Note also a mitigating factor is that it is considered that hashcash-Scrypt(1) should offer less speed up from ASIC implementation vs GPUs than hashcash-SHA256^2. This is claimed because of the argument that the die area taken up by 128kB of RAM, which it might be thought must be dedicated to each Scrypt(1) core, would reduce the number of Scrypt(1) cores that fit per chip. Note however that Scrypt(1) is not actually securely memory-hard in that it makes no attempt to prevent time-memory tradeoffs, so it is actually possible to repeat the computation of internal rounds to reduce the memory requirement. In theory therefore it would be possible though more computation expensive to implement Scrypt(iter=1, mem=128kB) with minimal memory, just with more work. In hardware the time-memory tradeoff would be optimized to find the optimal amount of memory to use, and it is quite possible the optimal amount would be less than 128kB.

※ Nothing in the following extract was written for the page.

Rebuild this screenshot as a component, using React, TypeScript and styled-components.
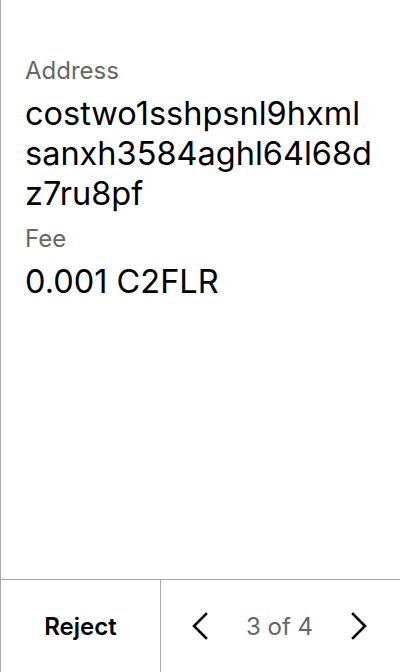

Hashcash-Scrypt(1) also has a disadvantage relative to hashcash-SHA256^2 in that it is significantly slower to verify, as the verification cost of one iteration of Scrypt(mem=128kB) is far higher than a two SHA256 hashes. This makes validating the litecoin blockchain more CPU and memory intensive for all full nodes. Note however that the dominating CPU work of validation is the verification of the per transaction ECDSA signatures of the multiple transactions in a block. Even one ECDSA signature is slower than one Scrypt(1) verification which is done once per block, and there are many transactions (and so ECDSA signature verifications) to verify within a block.